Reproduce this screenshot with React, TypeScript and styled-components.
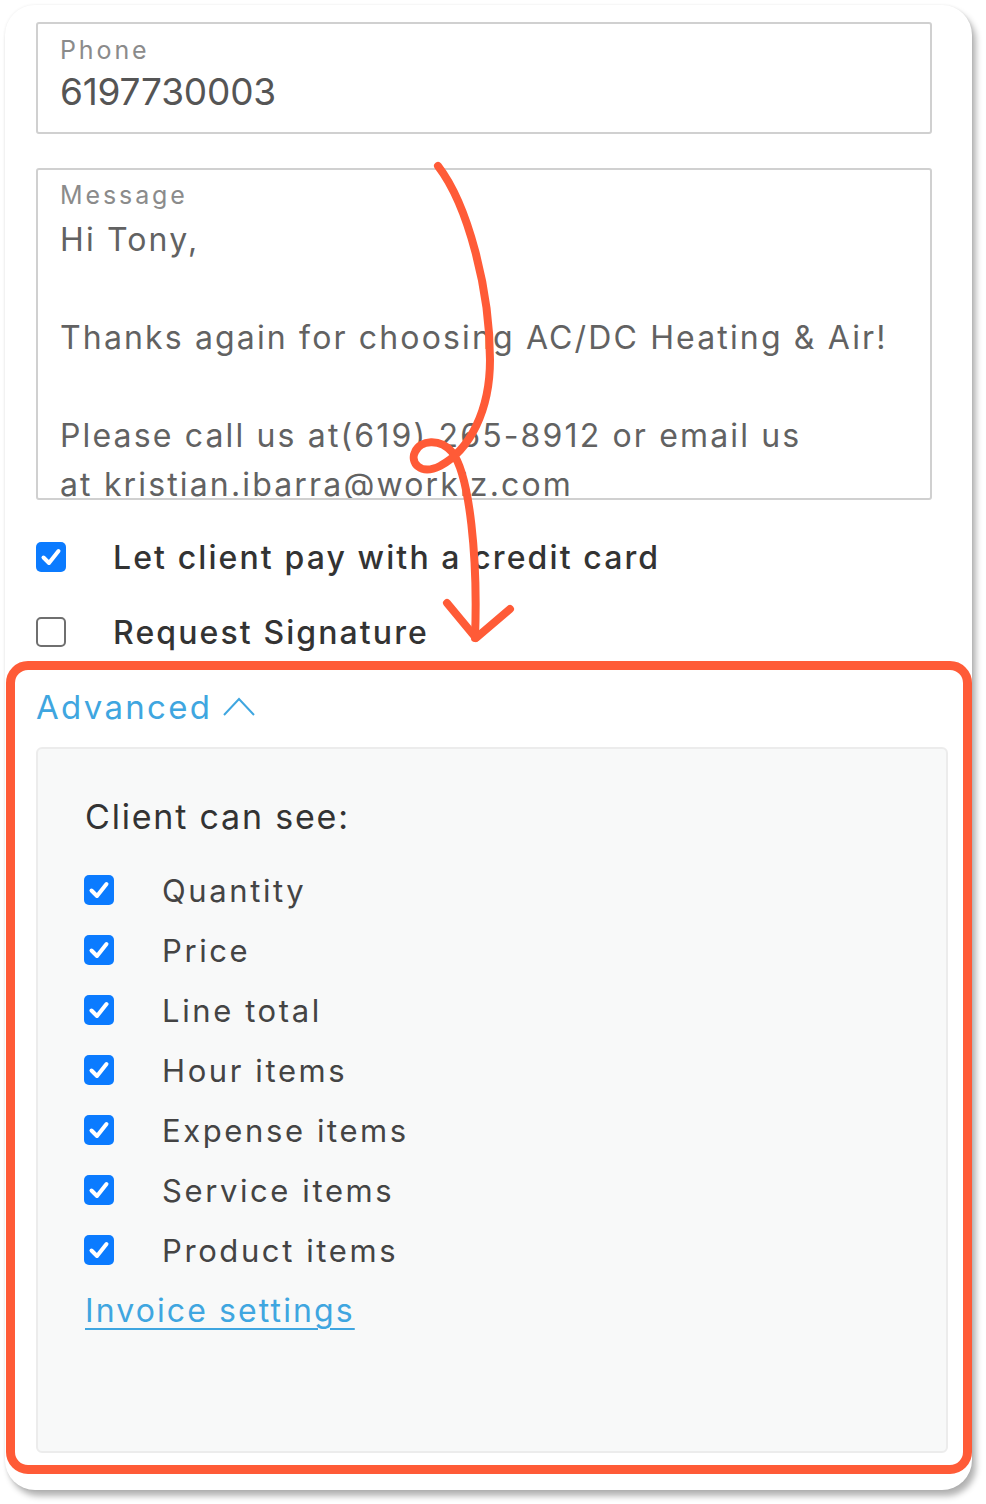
import styled, { createGlobalStyle } from 'styled-components';

const GlobalStyle = createGlobalStyle`
  * {
    box-sizing: border-box;
  }
  body {
    margin: 0;
    background: #ffffff;
    font-family: Inter, "Open Sans", sans-serif;
  }
`;

const Frame = styled.div`
  position: relative;
  width: 986px;
  height: 1504px;
  padding: 5px 14px 14px 5px;
`;

const Card = styled.div`
  display: flex;
  flex-direction: column;
  width: 967px;
  height: 1485px;
  padding: 17px 40px 15px 31px;
  background: #ffffff;
  border-radius: 30px;
  box-shadow: 4px 6px 6px rgba(0, 0, 0, 0.3), 0 0 3px rgba(0, 0, 0, 0.08);
`;

const Field = styled.div<{ $height: number; $top?: number }>`
  height: ${({ $height }) => $height}px;
  margin-top: ${({ $top }) => $top || 0}px;
  padding: 0 22px;
  border: 2px solid #d0d0d0;
  border-radius: 3px;
  overflow: hidden;
`;

const FieldLabel = styled.div<{ $pad: number }>`
  padding-top: ${({ $pad }) => $pad}px;
  font-size: 25px;
  line-height: 28px;
  letter-spacing: 2.9px;
  color: #8b8b8b;
`;

const PhoneValue = styled.div`
  margin-top: 6px;
  font-size: 37px;
  line-height: 44px;
  letter-spacing: -0.2px;
  color: #555555;
`;

const MessageBody = styled.div`
  margin-top: 6px;
  font-size: 32px;
  line-height: 49px;
  letter-spacing: 2.15px;
  color: #626262;
  white-space: pre-line;
`;

const OptionRow = styled.label<{ $top: number }>`
  display: flex;
  align-items: center;
  height: 40px;
  margin-top: ${({ $top }) => $top}px;
`;

const Box = styled.span<{ $checked: boolean }>`
  display: flex;
  align-items: center;
  justify-content: center;
  flex: none;
  width: 30px;
  height: 30px;
  border-radius: 5px;
  background: ${({ $checked }) => ($checked ? '#0b7bff' : '#ffffff')};
  border: ${({ $checked }) => ($checked ? 'none' : '2px solid #6f6f6f')};
`;

const OptionText = styled.span`
  margin-left: 47px;
  font-size: 32px;
  font-weight: 500;
  letter-spacing: 2.1px;
  color: #333333;
`;

const Advanced = styled.section`
  display: flex;
  flex-direction: column;
  margin: 9px -40px 0 -30px;
  padding: 17px 15px 12px 21px;
  border: 9px solid #ff5b37;
  border-radius: 22px;
`;

const Toggle = styled.div`
  display: flex;
  align-items: center;
  gap: 10px;
  height: 40px;
  font-size: 33px;
  letter-spacing: 2.3px;
  color: #3fa6e0;
`;

const Panel = styled.div`
  height: 706px;
  margin-top: 20px;
  padding: 48px 0 0 47px;
  background: #f8f9f9;
  border: 2px solid #ececec;
  border-radius: 6px;
`;

const PanelTitle = styled.div`
  height: 40px;
  font-size: 34px;
  line-height: 40px;
  font-weight: 400;
  letter-spacing: 1.8px;
  color: #333333;
`;

const SeeList = styled.div`
  display: flex;
  flex-direction: column;
  margin-top: 23px;
`;

const SeeRow = styled.label`
  display: flex;
  align-items: center;
  height: 60px;
  margin-left: -1px;
`;

const SeeText = styled.span`
  margin-left: 48px;
  font-size: 31px;
  letter-spacing: 2.6px;
  color: #444444;
`;

const SettingsLink = styled.a`
  display: inline-block;
  margin-top: 11px;
  font-size: 32px;
  line-height: 40px;
  letter-spacing: 2.1px;
  color: #3fa6e0;
  text-decoration: underline;
  text-decoration-thickness: 2px;
  text-underline-offset: 6px;
`;

const Overlay = styled.svg`
  position: absolute;
  top: 0;
  left: 0;
  pointer-events: none;
`;

const Check = ({ checked }: { checked: boolean }) => (
  <Box $checked={checked}>
    {checked && (
      <svg width="24" height="24" viewBox="0 0 24 24">
        <path d="M4.5 12.5 L10 18 L19.5 6" fill="none" stroke="#fff" strokeWidth="4" strokeLinecap="round" strokeLinejoin="round" />
      </svg>
    )}
  </Box>
);

const seeItems = ['Quantity', 'Price', 'Line total', 'Hour items', 'Expense items', 'Service items', 'Product items'];

const message = `Hi Tony,

Thanks again for choosing AC/DC Heating & Air!

Please call us at(619) 265-8912 or email us
at kristian.ibarra@workiz.com`;

const App = () => {
  return (
    <Frame>
      <GlobalStyle />
      <Card>
        <Field $height={112}>
          <FieldLabel $pad={12}>Phone</FieldLabel>
          <PhoneValue>6197730003</PhoneValue>
        </Field>
        <Field $height={332} $top={34}>
          <FieldLabel $pad={11}>Message</FieldLabel>
          <MessageBody>{message}</MessageBody>
        </Field>
        <OptionRow $top={37}>
          <Check checked />
          <OptionText>Let client pay with a credit card</OptionText>
        </OptionRow>
        <OptionRow $top={35}>
          <Check checked={false} />
          <OptionText>Request Signature</OptionText>
        </OptionRow>
        <Advanced>
          <Toggle>
            Advanced
            <svg width="34" height="22" viewBox="0 0 34 22">
              <path d="M2 19 L17 3 L32 19" fill="none" stroke="#3fa6e0" strokeWidth="2" />
            </svg>
          </Toggle>
          <Panel>
            <PanelTitle>Client can see:</PanelTitle>
            <SeeList>
              {seeItems.map((item) => (
                <SeeRow key={item}>
                  <Check checked />
                  <SeeText>{item}</SeeText>
                </SeeRow>
              ))}
            </SeeList>
            <SettingsLink href="#">Invoice settings</SettingsLink>
          </Panel>
        </Advanced>
      </Card>
      {/* hand-drawn annotation arrow */}
      <Overlay width="986" height="1504" viewBox="0 0 986 1504">
        <path
          d="M438 166 C468 205 490 290 490 360 C490 410 470 450 440 466 C420 476 410 462 415 452 C420 440 440 438 452 452 C470 475 478 560 475 638"
          fill="none"
          stroke="#ff5b37"
          strokeWidth="8"
          strokeLinecap="round"
        />
        <path d="M447 603 L476 638 L510 609" fill="none" stroke="#ff5b37" strokeWidth="8" strokeLinecap="round" strokeLinejoin="round" />
      </Overlay>
    </Frame>
  );
};

export default App;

□ □ □ □ □ □ □

*DIRECTIONS FOR THIS TASK*.
Transcribe the listing in full and omit the pictures.

*RESULT OF THIS TASK*.
Reproduce this screenshot with React, TypeScript and styled-components.
import styled, { createGlobalStyle } from 'styled-components';

const GlobalStyle = createGlobalStyle`
  * {
    box-sizing: border-box;
  }
  body {
    margin: 0;
    background: #ffffff;
    font-family: Inter, "Open Sans", sans-serif;
  }
`;

const Frame = styled.div`
  position: relative;
  width: 986px;
  height: 1504px;
  padding: 5px 14px 14px 5px;
`;

const Card = styled.div`
  display: flex;
  flex-direction: column;
  width: 967px;
  height: 1485px;
  padding: 17px 40px 15px 31px;
  background: #ffffff;
  border-radius: 30px;
  box-shadow: 4px 6px 6px rgba(0, 0, 0, 0.3), 0 0 3px rgba(0, 0, 0, 0.08);
`;

const Field = styled.div<{ $height: number; $top?: number }>`
  height: ${({ $height }) => $height}px;
  margin-top: ${({ $top }) => $top || 0}px;
  padding: 0 22px;
  border: 2px solid #d0d0d0;
  border-radius: 3px;
  overflow: hidden;
`;

const FieldLabel = styled.div<{ $pad: number }>`
  padding-top: ${({ $pad }) => $pad}px;
  font-size: 25px;
  line-height: 28px;
  letter-spacing: 2.9px;
  color: #8b8b8b;
`;

const PhoneValue = styled.div`
  margin-top: 6px;
  font-size: 37px;
  line-height: 44px;
  letter-spacing: -0.2px;
  color: #555555;
`;

const MessageBody = styled.div`
  margin-top: 6px;
  font-size: 32px;
  line-height: 49px;
  letter-spacing: 2.15px;
  color: #626262;
  white-space: pre-line;
`;

const OptionRow = styled.label<{ $top: number }>`
  display: flex;
  align-items: center;
  height: 40px;
  margin-top: ${({ $top }) => $top}px;
`;

const Box = styled.span<{ $checked: boolean }>`
  display: flex;
  align-items: center;
  justify-content: center;
  flex: none;
  width: 30px;
  height: 30px;
  border-radius: 5px;
  background: ${({ $checked }) => ($checked ? '#0b7bff' : '#ffffff')};
  border: ${({ $checked }) => ($checked ? 'none' : '2px solid #6f6f6f')};
`;

const OptionText = styled.span`
  margin-left: 47px;
  font-size: 32px;
  font-weight: 500;
  letter-spacing: 2.1px;
  color: #333333;
`;

const Advanced = styled.section`
  display: flex;
  flex-direction: column;
  margin: 9px -40px 0 -30px;
  padding: 17px 15px 12px 21px;
  border: 9px solid #ff5b37;
  border-radius: 22px;
`;

const Toggle = styled.div`
  display: flex;
  align-items: center;
  gap: 10px;
  height: 40px;
  font-size: 33px;
  letter-spacing: 2.3px;
  color: #3fa6e0;
`;

const Panel = styled.div`
  height: 706px;
  margin-top: 20px;
  padding: 48px 0 0 47px;
  background: #f8f9f9;
  border: 2px solid #ececec;
  border-radius: 6px;
`;

const PanelTitle = styled.div`
  height: 40px;
  font-size: 34px;
  line-height: 40px;
  font-weight: 400;
  letter-spacing: 1.8px;
  color: #333333;
`;

const SeeList = styled.div`
  display: flex;
  flex-direction: column;
  margin-top: 23px;
`;

const SeeRow = styled.label`
  display: flex;
  align-items: center;
  height: 60px;
  margin-left: -1px;
`;

const SeeText = styled.span`
  margin-left: 48px;
  font-size: 31px;
  letter-spacing: 2.6px;
  color: #444444;
`;

const SettingsLink = styled.a`
  display: inline-block;
  margin-top: 11px;
  font-size: 32px;
  line-height: 40px;
  letter-spacing: 2.1px;
  color: #3fa6e0;
  text-decoration: underline;
  text-decoration-thickness: 2px;
  text-underline-offset: 6px;
`;

const Overlay = styled.svg`
  position: absolute;
  top: 0;
  left: 0;
  pointer-events: none;
`;

const Check = ({ checked }: { checked: boolean }) => (
  <Box $checked={checked}>
    {checked && (
      <svg width="24" height="24" viewBox="0 0 24 24">
        <path d="M4.5 12.5 L10 18 L19.5 6" fill="none" stroke="#fff" strokeWidth="4" strokeLinecap="round" strokeLinejoin="round" />
      </svg>
    )}
  </Box>
);

const seeItems = ['Quantity', 'Price', 'Line total', 'Hour items', 'Expense items', 'Service items', 'Product items'];

const message = `Hi Tony,

Thanks again for choosing AC/DC Heating & Air!

Please call us at(619) 265-8912 or email us
at kristian.ibarra@workiz.com`;

const App = () => {
  return (
    <Frame>
      <GlobalStyle />
      <Card>
        <Field $height={112}>
          <FieldLabel $pad={12}>Phone</FieldLabel>
          <PhoneValue>6197730003</PhoneValue>
        </Field>
        <Field $height={332} $top={34}>
          <FieldLabel $pad={11}>Message</FieldLabel>
          <MessageBody>{message}</MessageBody>
        </Field>
        <OptionRow $top={37}>
          <Check checked />
          <OptionText>Let client pay with a credit card</OptionText>
        </OptionRow>
        <OptionRow $top={35}>
          <Check checked={false} />
          <OptionText>Request Signature</OptionText>
        </OptionRow>
        <Advanced>
          <Toggle>
            Advanced
            <svg width="34" height="22" viewBox="0 0 34 22">
              <path d="M2 19 L17 3 L32 19" fill="none" stroke="#3fa6e0" strokeWidth="2" />
            </svg>
          </Toggle>
          <Panel>
            <PanelTitle>Client can see:</PanelTitle>
            <SeeList>
              {seeItems.map((item) => (
                <SeeRow key={item}>
                  <Check checked />
                  <SeeText>{item}</SeeText>
                </SeeRow>
              ))}
            </SeeList>
            <SettingsLink href="#">Invoice settings</SettingsLink>
          </Panel>
        </Advanced>
      </Card>
      {/* hand-drawn annotation arrow */}
      <Overlay width="986" height="1504" viewBox="0 0 986 1504">
        <path
          d="M438 166 C468 205 490 290 490 360 C490 410 470 450 440 466 C420 476 410 462 415 452 C420 440 440 438 452 452 C470 475 478 560 475 638"
          fill="none"
          stroke="#ff5b37"
          strokeWidth="8"
          strokeLinecap="round"
        />
        <path d="M447 603 L476 638 L510 609" fill="none" stroke="#ff5b37" strokeWidth="8" strokeLinecap="round" strokeLinejoin="round" />
      </Overlay>
    </Frame>
  );
};

export default App;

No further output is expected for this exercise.